Portland Mayor Kate Snyder delivers the annual State of the City address in council chambers in October. Snyder said she frequently has to mute people who call in to City Council meetings via Zoom during public comment periods, then spew hate speech and harass council members.  Shawn Patrick Ouellette/Staff Photographer

Portland Mayor Kate Snyder’s finger hovered over her keyboard as she periodically glanced toward Corporation Council Michael Goldman, looking for his nod, before hitting mute and silencing the anonymous voice on the other end of the line.

Portland City Councilor Andrew Zarro.  Shawn Patrick Ouellette/Staff Photographer

The scene at Wednesday’s City Council meeting follows a familiar pattern now. Closely monitoring public comments made via Zoom has become a big part of Snyder’s role. Callers using fake names and addresses routinely call in to spew hate speech and sometimes to harass specific members of the council. On Wednesday night, Councilors Andrew Zarro and April Fournier were targeted.

“These attacks are intended to disrupt our governance,” said Zarro, “but they will not deter me in my work.”

Portland City Councilor April Fournier.  Ben McCanna/Staff Photographer

Fournier didn’t return messages asking to discuss the threats. She posted on social media Thursday that she wrote a letter to herself as those comments were coming in, telling herself to keep going.

“I will continue to do this work. I will continue to show up for my community. Whether we agree or disagree,” the letter reads. “I will continue to hold this space and create more space for the next generation that will come after me.”

Councilor Mark Dion stood up near the end of the meeting to condemn the attacks, which he called “a form of emotional and psychological terrorism.”


“As a minority, these attacks unfortunately feel familiar,” Councilor Roberto Rodriguez said in an interview Thursday. “They are tactics of intimidation and oppression.”

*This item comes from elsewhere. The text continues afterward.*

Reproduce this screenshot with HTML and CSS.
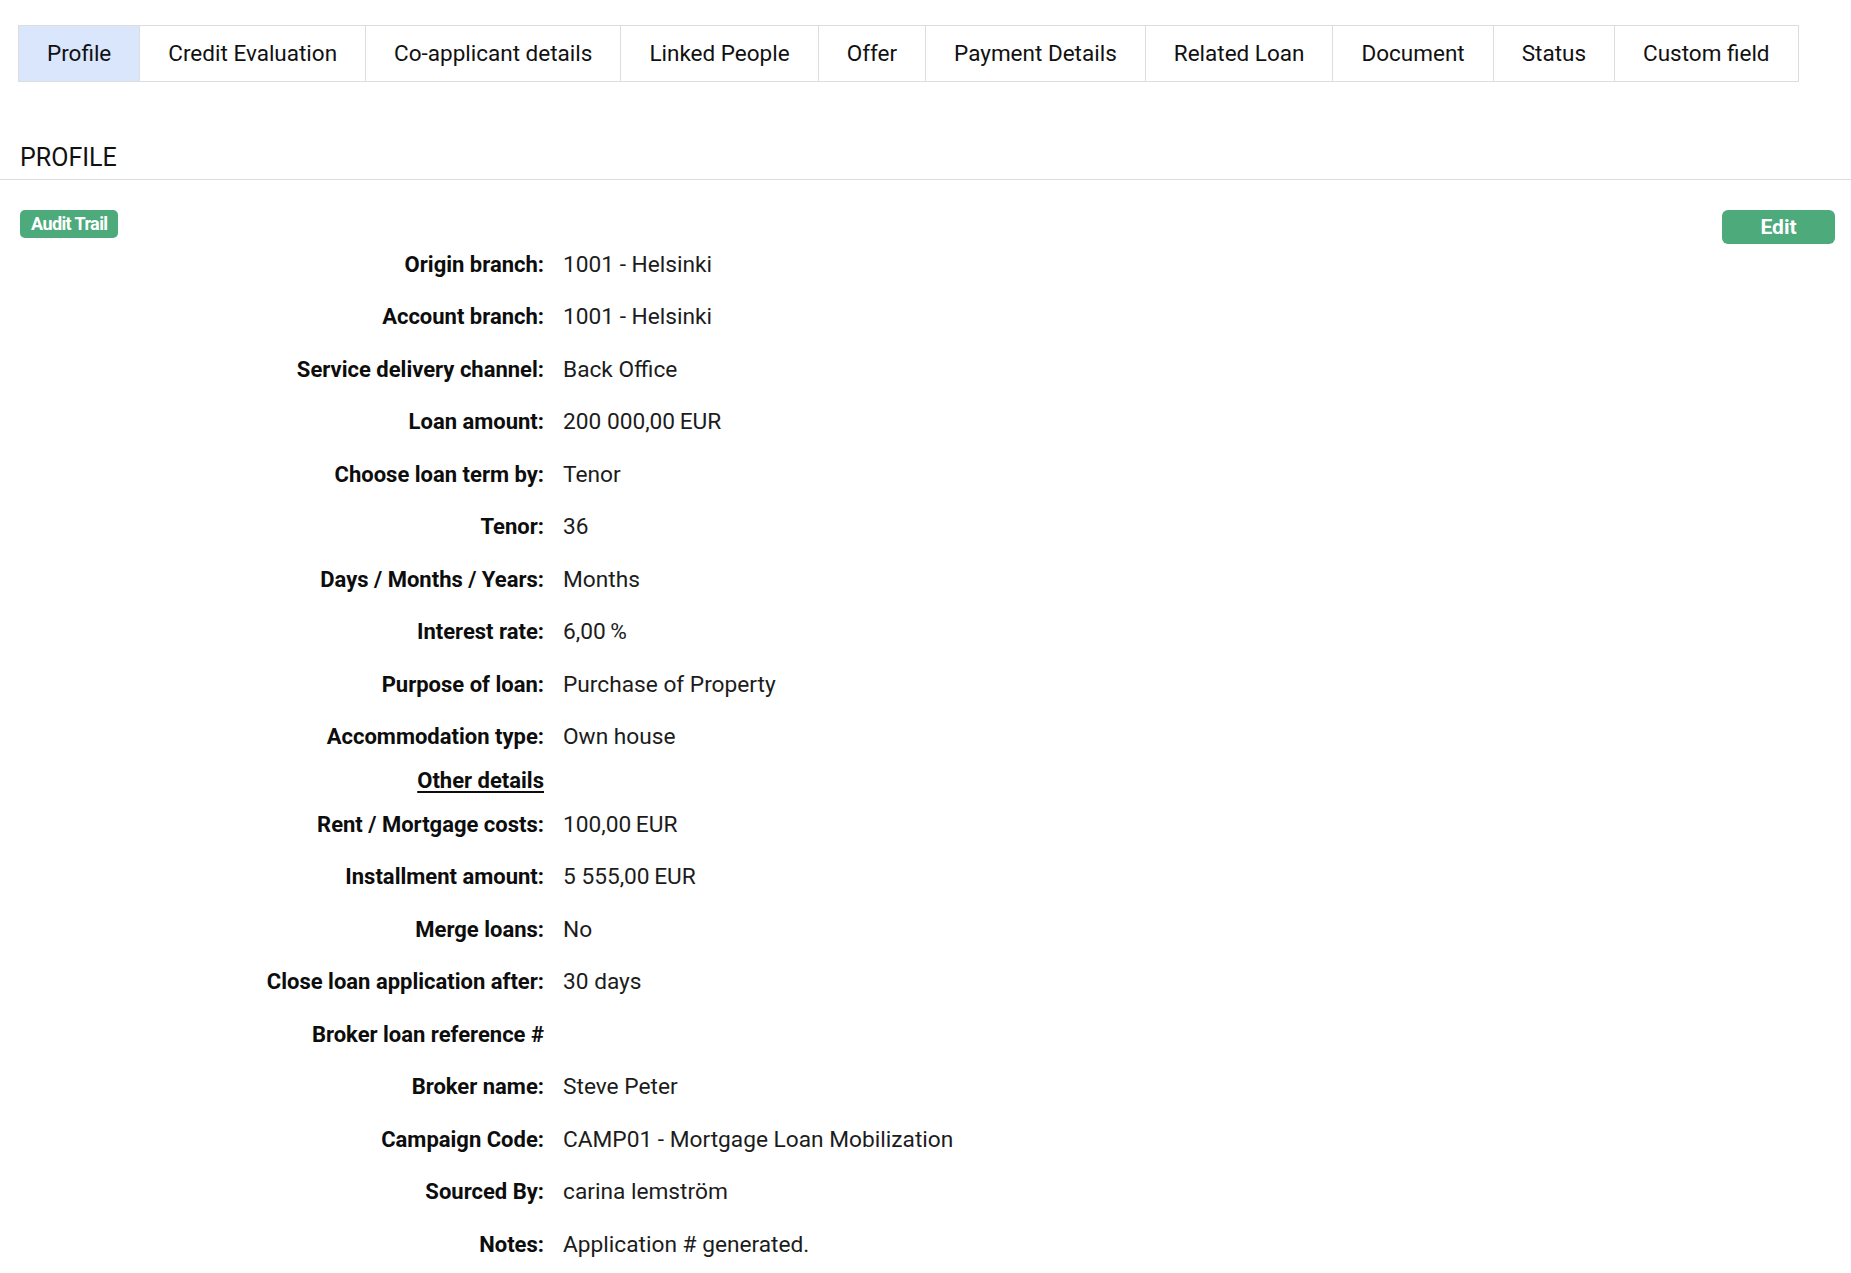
FILE: index.html
```html
<!DOCTYPE html>
<html lang="en">
<head>
<meta charset="utf-8">
<title>Profile</title>
<link rel="stylesheet" href="styles.css">
</head>
<body>
<nav class="tabs">
  <div class="tab active">Profile</div>
  <div class="tab">Credit Evaluation</div>
  <div class="tab">Co-applicant details</div>
  <div class="tab">Linked People</div>
  <div class="tab">Offer</div>
  <div class="tab">Payment Details</div>
  <div class="tab">Related Loan</div>
  <div class="tab">Document</div>
  <div class="tab">Status</div>
  <div class="tab">Custom field</div>
</nav>

<h2 class="section-title">PROFILE</h2>

<section class="panel">
  <div class="toolbar">
    <span class="badge">Audit Trail</span>
    <button class="btn-edit">Edit</button>
  </div>
  <dl class="details">
    <div class="row"><dt>Origin branch:</dt><dd>1001 - Helsinki</dd></div>
    <div class="row"><dt>Account branch:</dt><dd>1001 - Helsinki</dd></div>
    <div class="row"><dt>Service delivery channel:</dt><dd>Back Office</dd></div>
    <div class="row"><dt>Loan amount:</dt><dd>200 000,00&#8201;EUR</dd></div>
    <div class="row"><dt>Choose loan term by:</dt><dd>Tenor</dd></div>
    <div class="row"><dt>Tenor:</dt><dd>36</dd></div>
    <div class="row"><dt>Days / Months / Years:</dt><dd>Months</dd></div>
    <div class="row"><dt>Interest rate:</dt><dd>6,00&#8201;%</dd></div>
    <div class="row"><dt>Purpose of loan:</dt><dd>Purchase of Property</dd></div>
    <div class="row"><dt>Accommodation type:</dt><dd>Own house</dd></div>
    <div class="row sub"><dt><a class="sub-link">Other details</a></dt><dd></dd></div>
    <div class="row"><dt>Rent / Mortgage costs:</dt><dd>100,00&#8201;EUR</dd></div>
    <div class="row"><dt>Installment amount:</dt><dd>5 555,00&#8201;EUR</dd></div>
    <div class="row"><dt>Merge loans:</dt><dd>No</dd></div>
    <div class="row"><dt>Close loan application after:</dt><dd>30 days</dd></div>
    <div class="row"><dt>Broker loan reference #</dt><dd></dd></div>
    <div class="row"><dt>Broker name:</dt><dd>Steve Peter</dd></div>
    <div class="row"><dt>Campaign Code:</dt><dd>CAMP01 - Mortgage Loan Mobilization</dd></div>
    <div class="row"><dt>Sourced By:</dt><dd>carina lemström</dd></div>
    <div class="row"><dt>Notes:</dt><dd>Application # generated.</dd></div>
  </dl>
</section>
</body>
</html>
```
FILE: styles.css
```css
html, body {
  margin: 0;
  padding: 0;
  background: #ffffff;
}

body {
  font-family: Roboto, "Liberation Sans", sans-serif;
  color: #111111;
  font-size: 22px;
}

.tabs {
  display: inline-flex;
  margin: 25px 0 0 18px;
  border: 1px solid #dddddd;
}

.tab {
  padding: 14px 28px;
  font-size: 22.5px;
  line-height: 27px;
  color: #111111;
  border-left: 1px solid #dddddd;
  white-space: nowrap;
}

.tab:first-child {
  border-left: none;
}

.tab.active {
  background: #d9e6fc;
}

.section-title {
  margin: 61px 0 0;
  padding: 0 20px 6px;
  font-size: 25px;
  line-height: 30px;
  font-weight: 400;
  color: #111111;
  border-bottom: 1px solid #dddddd;
}

.panel {
  padding: 30px 16px 0 20px;
}

.toolbar {
  display: flex;
  justify-content: space-between;
  align-items: flex-start;
  height: 28px;
}

.badge {
  display: inline-block;
  background: #4caa7b;
  color: #ffffff;
  font-weight: 700;
  font-size: 18px;
  line-height: 28px;
  height: 28px;
  padding: 0 11px;
  border-radius: 5px;
  letter-spacing: -0.6px;
}

.btn-edit {
  width: 113px;
  height: 34px;
  border: none;
  border-radius: 6px;
  background: #4caa7b;
  color: #ffffff;
  font-family: Roboto, "Liberation Sans", sans-serif;
  font-size: 21px;
  font-weight: 700;
  padding: 0;
}

.details {
  margin: 0;
}

.row {
  display: grid;
  grid-template-columns: 524px 1fr;
  column-gap: 19px;
  align-items: center;
  height: 52.5px;
}

.row.sub {
  height: 35px;
}

dt {
  margin: 0;
  text-align: right;
  font-weight: 700;
  line-height: 27px;
  color: #0d0d0d;
  white-space: nowrap;
}

dd {
  margin: 0;
  font-size: 22.7px;
  line-height: 27px;
  color: #1c1c1c;
  white-space: nowrap;
}

.sub-link {
  color: #0d0d0d;
  text-decoration: underline;
  text-underline-offset: 3px;
  text-decoration-thickness: 1.5px;
}
```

The City Council has allowed public participation via Zoom since the start of the COVID-19 pandemic in 2020, but Snyder says the hate speech and harassment has gotten worse in recent months. Councilors take public comment at the start of every meeting and before each vote.

“I have to be on alert for every single public comment period,” Snyder said.

She cuts off callers at the first hint of profanity or mention of a specific person, in accordance with chamber rules. Callers have also become more sophisticated over time, now using actual Portland addresses and sometimes the real names of local business owners to seem more legitimate.

Snyder and other councilors are quick to note that Zoom does make it easier for the public to participate in city meetings, which are held in the evening and can run late – parking can be an issue, and finding child care isn’t always easy. Zoom has helped eliminate some of these barriers.

But at Wednesday’s meeting, the mayor said the proliferation of hateful speech makes her miss the days when people could only offer public comment in person.


“I feel badly for my colleagues, I feel badly for the community that comes to watch, it just doesn’t feel good to me at all and I feel super responsible,” Snyder said.

A little girl sat in her father’s lap Wednesday in the front row of the chamber. He covered her ears as one caller spewed homophobic slurs in the middle of the meeting. For some councilors, scenes like these are starting to outweigh the benefits of easily accessible meetings.

“I wouldn’t be surprised if the council enters into discussions about abandoning hybrid meetings,” Dion said.

“We absolutely can do that, it’s 100% on the table,” added Zarro, “but I don’t want to unless we have exhausted all other options.”

There are other options. Some municipalities, including Burlington, Vermont, have instituted a more rigid screening process for remote meeting participants. Other municipalities continue to grapple with this same issue, including South Portland and Biddeford.

Dion said he would like the council to file incident reports with local police. He emphasized that should these callers go on to commit crimes, perhaps a paper trail of their harassment will result in harsher sentences.


Zarro and Rodriguez say they want a more stringent vetting process for Zoom participants. Zarro said he wants to see participants reliably identified before they speak, and Rodriguez said he is interested in potentially screening comments before they are played publicly.

Dmitry Bam, vice dean at the University of Maine Law School, said the City Council is well within its legal rights to explore any of these options. He said governments can legally provide guardrails for public speech even in public forums, so long as those guardrails aren’t designed to limit specific viewpoints.

Richard Ward, a former City Council candidate and outspoken conservative activist, regularly calls into City Council meetings, often to read manifestos speaking out against “white oppression.”

He said he has nothing to do with the harassment and hate speech, but he doesn’t think it should be cut off.

“It’s all free speech,” Ward said.

He believes that if the council were to end Zoom participation, people would come in person to meetings and “act out more.”


As far as next steps for the council, “that may have to play out after my term,” said Snyder, who believes councilors could face backlash for any effort to limit remote public participation.

“But if people are game now, I’m willing to have the conversation,” she said.

There is one thing that Ward and all the councilors are actually in agreement about: the purpose of these calls.

“It’s to make a mockery of the system,” said Ward.

“These people are testing to see how far they can go,” said Zarro, “and it stops now.”